After that, I decided I should take a look at our blueberries, and I made a heartbreaking discovery–the birds have eaten almost every single blueberry we had! I just about cried. I don’t think we are going to get a single blueberry this year, and we have four fairly large bushes. .

So we are going to certainly have to head back to the farm to pick. Last year, we used a net, but birds kept getting stuck in the net. Thankfully, we were able to save all of them, but we were away from home more this year and were hesitant to put up the net. We didn’t want to accidentally cause the death of a bird because we didn’t want to share our berries. Still, next year, we have to figure out something. We are always willing to share with nature, but the birds have gone too far this year. Little blueberry thieves.

On the bright side, Ron took my mind off of the blueberry situation by showing me a little melon growing in the garden. It’s magnificent, and it looks like more will be coming soon. I guess one perk of heat waves in the Maine summers is that we can finally grow melons in the garden.

I wrapped up the day with a little wildlife photography that led to a panic of sorts. It started with the notion that I was going to take a picture of the baby Eastern Phoebes on our deck. I talked to a neighbor who has a set of Phoebes who come back to a nest by her garage every year. She said she can get right up there and look in the nest, and everything is always fine. Well, this made me bold. I was determined to get a picture of those baby birds tonight.

So I found the step ladder and took this picture of the babies. Only the babies were sleeping, I guess, because they just look like little lumps of fluff and fuzz. I showed my picture to Ron, and he said, “Well, you’re the best wildlife photographer in the world!” I told him I didn’t need his sarcasm.

Still, I like the picture because you can really see what the nest is made of, and just as I thought, you can see the Boudica fur. I have found many nests on the ground over the years, and they are all lined with Great Pyrenees fur. I mean, why would you not use fur so soft and luxurious? I also like that you can see the leaves and moss and tiny twigs. And, maybe, I will try again tomorrow to get a picture of the babies while they are awake.

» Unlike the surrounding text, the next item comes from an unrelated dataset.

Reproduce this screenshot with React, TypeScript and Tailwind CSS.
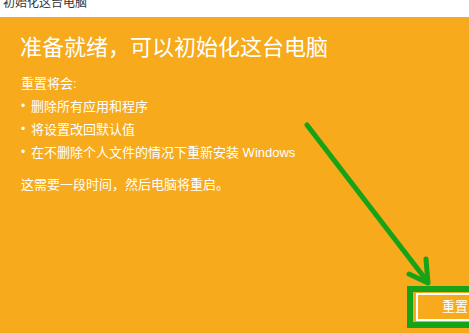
const FONT = '"Liberation Sans", "Noto Sans CJK SC", sans-serif';

const items = ['删除所有应用和程序', '将设置改回默认值', '在不删除个人文件的情况下重新安装 Windows'];

export default function App() {
  return (
    <div
      className="relative flex h-[333px] w-[469px] flex-col overflow-hidden bg-[#f6aa1c]"
      style={{ fontFamily: FONT }}
    >
      {/* window title, cut at the top */}
      <div className="h-[17px] shrink-0 overflow-hidden bg-white pl-[3px]">
        <div className="-mt-[5px] text-[12px] leading-[16px] text-[#333]">初始化这台电脑</div>
      </div>

      <div className="flex flex-1 flex-col pl-[20px] pt-[17px] text-white">
        <h1 className="text-[22px] leading-[28px] font-normal">准备就绪，可以初始化这台电脑</h1>

        <div className="mt-[10px] pl-px text-[13px] leading-[23px]">
          <p>重置将会:</p>
          {items.map((t) => (
            <p key={t} className="flex items-center">
              <span className="w-[10px] shrink-0 text-[12px]">•</span>
              <span>{t}</span>
            </p>
          ))}
          <p className="mt-[9px]">这需要一段时间，然后电脑将重启。</p>
        </div>

        <div className="mt-auto mb-[5px] flex pl-[387px]">
          <div className="shrink-0 border-[6px] border-r-0 border-[#17a317] py-px pl-[3px]">
            <button className="flex h-[28px] w-[80px] items-center border-2 border-white pl-[24px] text-[13px] text-white">
              重置
            </button>
          </div>
        </div>
      </div>

      {/* annotation arrow */}
      <svg className="pointer-events-none absolute inset-0" width="469" height="333" viewBox="0 0 469 333">
        <g stroke="#17a317" strokeWidth="5" strokeLinecap="round" strokeLinejoin="round" fill="none">
          <line x1="307" y1="125" x2="427" y2="281" />
          <polyline points="409,274 428,283 426,259" />
        </g>
      </svg>
    </div>
  );
}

We’ll see though because, after I took the picture, I started to panic that I had somehow scared off the parents. When I went out tonight to see if I could see one of the parents back at the nest, there was nothing but the sleeping balls of fluff. I started researching and researching online. It’s very difficult to find specific information on Eastern Phoebes on the web. This is so frustrating to me, but I did find out in my researching that, unless it’s cold, most mama birds do not sleep on the nest with their babies. This was a surprise to me because chickens sleep with their babies every night.

So I learned something new and am hopeful I didn’t scare off the parents. I am determined to convince Ron that we need to set up a web cam on the nest next year. I mean, that would be fantastic? Of course, I imagine I would never get any work done because I would just want to sit and watch the Eastern Phoebes.